If you've got a phone, you've got a stake in telecommunications reform.
When Congress comes back from vacation next month, a conference committee will take up the most heavily lobbied legislation since the health debacle of 1994 -- rewriting the Communications Act of 1934.
To call the telecommunications bills passed by the House and Senate this summer "sweeping" or "major" or "landmark" is to damn by understatement. Whether the final version comes closer to the Senate's or the House's, it will affect to some degree any American who watches television, listens to radio or makes phone calls.
The impact will fall heaviest on the people who work in the telecommunications sector of the economy. They are the ones who will be watching most closely as Congress tries to reconcile two significantly different bills and President Clinton decides whether to sign whatever passes.
For Maryland businesspeople, the stakes are high.
Walt Frazier is counting on it to launch the sales of satellite dishes into a higher orbit. David Amy says it gives his company freedom to expand. Clyde Heintzelman believes it will let him serve his customers better. Bill Gibson says it will let him get paid for services he now must give away for free. Cathy Hughes fears it will imperil diversity on the airwaves.
The ways in which it would redefine the relationships of the local telephone, long-distance and cable TV industries have been the subject of countless articles and a lobbying blitz second only to last year's health care debate.
But beyond the headline issues, the eventual law, if it becomes that, would have an especially heavy impact on telecommunications-related businesses of virtually all kinds.
Maryland has a broad enough representation of telecommunications-related companies and affected organizations to illustrate the sheer breadth of the legislation.
These represent only a smattering of the industries that would be affected. Many others would feel ripple effects that now are impossible to predict.

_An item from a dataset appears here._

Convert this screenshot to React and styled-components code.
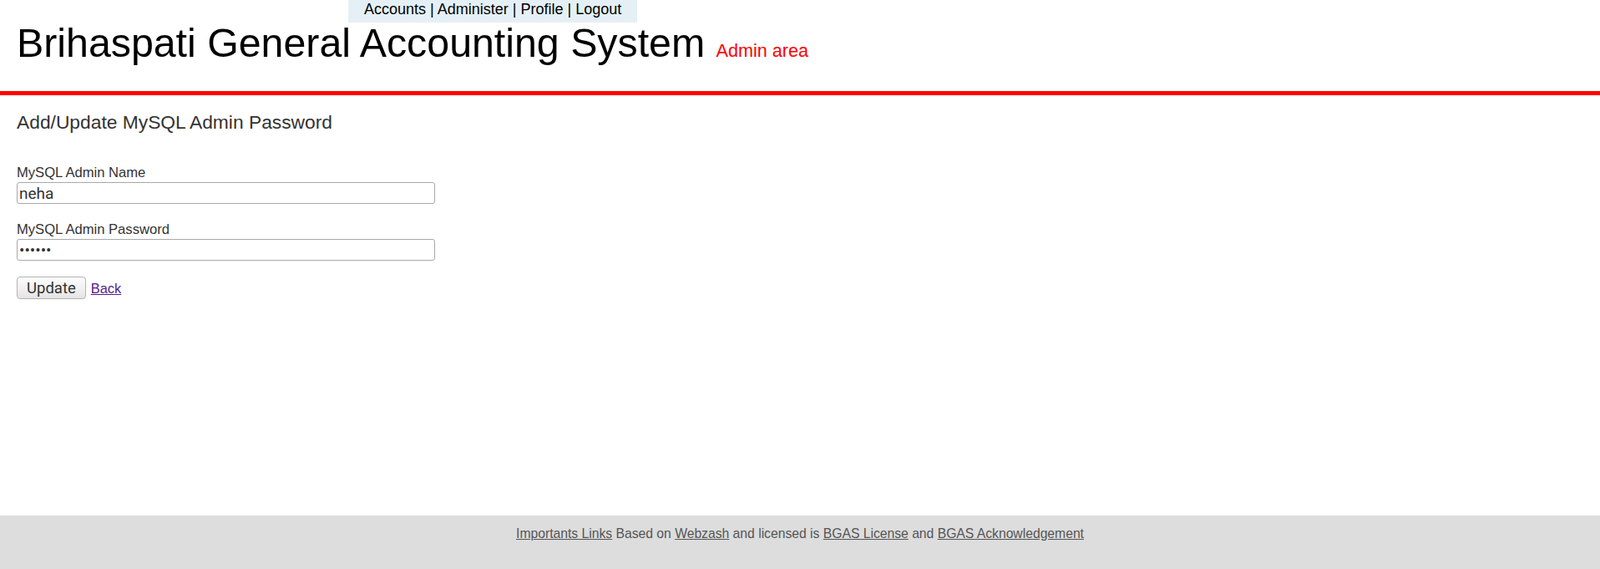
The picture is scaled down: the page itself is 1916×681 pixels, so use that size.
import React from "react";
import styled, { createGlobalStyle } from "styled-components";

const GlobalStyle = createGlobalStyle`
  html, body {
    margin: 0;
    padding: 0;
    background: #ffffff;
  }
  body {
    font-family: "Liberation Sans", Arial, sans-serif;
    color: #333333;
  }
`;

const Page = styled.div`
  min-height: 100vh;
  display: flex;
  flex-direction: column;
`;

const Header = styled.header`
  padding: 0 20px 24px;
  border-bottom: 5px solid #ff0000;
`;

const NavBar = styled.nav`
  display: inline-block;
  margin-left: 397px;
  padding: 1px 19px 6px;
  background: #e4f0f5;
  font-size: 18px;
  line-height: 20px;
  color: #000000;
`;

const NavLink = styled.a`
  color: #000000;
  text-decoration: none;
`;

const Title = styled.h1`
  margin: 0;
  font-size: 48.3px;
  line-height: 48px;
  font-weight: normal;
  color: #000000;
`;

const AreaTag = styled.span`
  font-size: 21.6px;
  color: #ff0000;
`;

const Main = styled.main`
  flex: 1;
  padding: 19px 20px 0;
`;

const Heading = styled.h2`
  margin: 0 0 37px;
  font-size: 22.8px;
  line-height: 27px;
  font-weight: normal;
  color: #333333;
`;

const Field = styled.div`
  margin-bottom: ${(p) => p.$gap}px;
`;

const Label = styled.label`
  display: block;
  font-size: 16.6px;
  line-height: 19px;
  margin-bottom: 2px;
  color: #333333;
`;

const Input = styled.input`
  display: block;
  box-sizing: border-box;
  width: 501px;
  height: 26px;
  margin: 0;
  padding: 0 2px;
  border: 1px solid #a8a8a8;
  border-radius: 3px;
  font-family: Roboto, "Open Sans", sans-serif;
  font-size: 19px;
  color: #333333;
  background: #ffffff;
  outline: none;
`;

const Actions = styled.div`
  display: flex;
  align-items: baseline;
  gap: 6px;
`;

const Button = styled.button`
  box-sizing: border-box;
  height: 27px;
  padding: 0 11px;
  border: 1px solid #b3b3b3;
  border-radius: 4px;
  background: linear-gradient(#fdfdfd, #e4e4e4);
  font-family: Roboto, "Open Sans", sans-serif;
  font-size: 18.5px;
  line-height: 24px;
  color: #333333;
  cursor: pointer;
`;

const BackLink = styled.a`
  font-size: 16.4px;
  color: #551a8b;
  text-decoration: underline;
`;

const Footer = styled.footer`
  height: 64px;
  box-sizing: border-box;
  padding-top: 13px;
  background: #dddddd;
  text-align: center;
  font-size: 15.7px;
  line-height: 18px;
  color: #555555;
`;

const FootLink = styled.a`
  color: #555555;
  text-decoration: underline;
`;

export default function App() {
  return (
    <Page>
      <GlobalStyle />
      <Header>
        <NavBar>
          <NavLink href="#">Accounts</NavLink> | <NavLink href="#">Administer</NavLink> |{" "}
          <NavLink href="#">Profile</NavLink> | <NavLink href="#">Logout</NavLink>
        </NavBar>
        <Title>
          Brihaspati General Accounting System <AreaTag>Admin area</AreaTag>
        </Title>
      </Header>
      <Main>
        <Heading>Add/Update MySQL Admin Password</Heading>
        <form onSubmit={(e) => e.preventDefault()}>
          <Field $gap={21}>
            <Label htmlFor="admin-name">MySQL Admin Name</Label>
            <Input id="admin-name" type="text" defaultValue="neha" />
          </Field>
          <Field $gap={19}>
            <Label htmlFor="admin-pass">MySQL Admin Password</Label>
            <Input id="admin-pass" type="password" defaultValue="123456" />
          </Field>
          <Actions>
            <Button type="submit">Update</Button>
            <BackLink href="#">Back</BackLink>
          </Actions>
        </form>
      </Main>
      <Footer>
        <FootLink href="#">Importants Links</FootLink> Based on <FootLink href="#">Webzash</FootLink> and
        licensed is <FootLink href="#">BGAS License</FootLink> and{" "}
        <FootLink href="#">BGAS Acknowledgement</FootLink>
      </Footer>
    </Page>
  );
}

The phone company: Bell Atlantic Corp.
Maryland's most obvious beneficiary of telecommunications deregulation is its dominant regional Bell operating company (RBOC), Bell Atlantic Corp. In the battle of lobbyists that has gripped Washington this summer, the RBOC team has clearly beaten the long-distance team, and Bell Atlantic executives can find a lot to like in both bills.
Essentially, what Bell Atlantic and the other RBOCs get out of both bills is the elimination of most of the curbs on their activities imposed in the breakup of the old Bell system in 1984. Gone will be the restrictions on their getting into the long-distance market, the cable television business and electronic equipment manufacturing.
The quid pro quo is that to enjoy these freedoms, the regional Bells will have to give up their monopoly in the local exchange. Since that monopoly already is eroding, the Bells are more than ** willing to make the swap as long as they can get an early entry into the long-distance marketplace on favorable terms.
The terms the RBOCs got, especially in the House version of the bill, are favorable enough that the long-distance companies are talking veto. The Senate bill, which they previously viewed as a bad bill, now looks almost friendly by comparison.
Dan Whelan, chief executive of Bell Atlantic-Maryland, said that if the House bill passes his "guesstimate" is that the company could be in the long-distance business in 1997.
Mr. Whelan said adoption of the bill would bring Maryland customers more advanced service introduced more quickly and at a lower price than is possible today.
"The more you increase competition, the more the benefits flow to all segments of the market," he said.
The next most important issue the bills address, Mr. Whelan said, is that they would remove any remaining doubts about the telephone companies' legal right to get into cable TV. It's a business that Bell Atlantic is hungry for a piece of.
Long-distance company: MCI Communications Corp.
For Nate Davis, the problem with both versions of the telecommunications bill is one of trust. He doesn't trust the regional Bells, and he believes the legislation fails to provide adequate safeguards that they won't stall his company's entry into the local market.
Mr. Davis' employer, MCI, is best known as the nation's second-largest long-distance company, but it also has designs on the local phone business through its MCImetro subsidiary. One of the first states in which MCImetro plans to challenge an incumbent RBOC is Maryland, where it already has the Public Service Commission's permission to enter the business market and plans to launch service in the fourth quarter of the year.
"On the Metro side, any federal legislation that passes will accelerate our ability to get into the local market," said Mr. Davis, chief operating officer of MCImetro. "It doesn't necessarily accelerate our actual competition."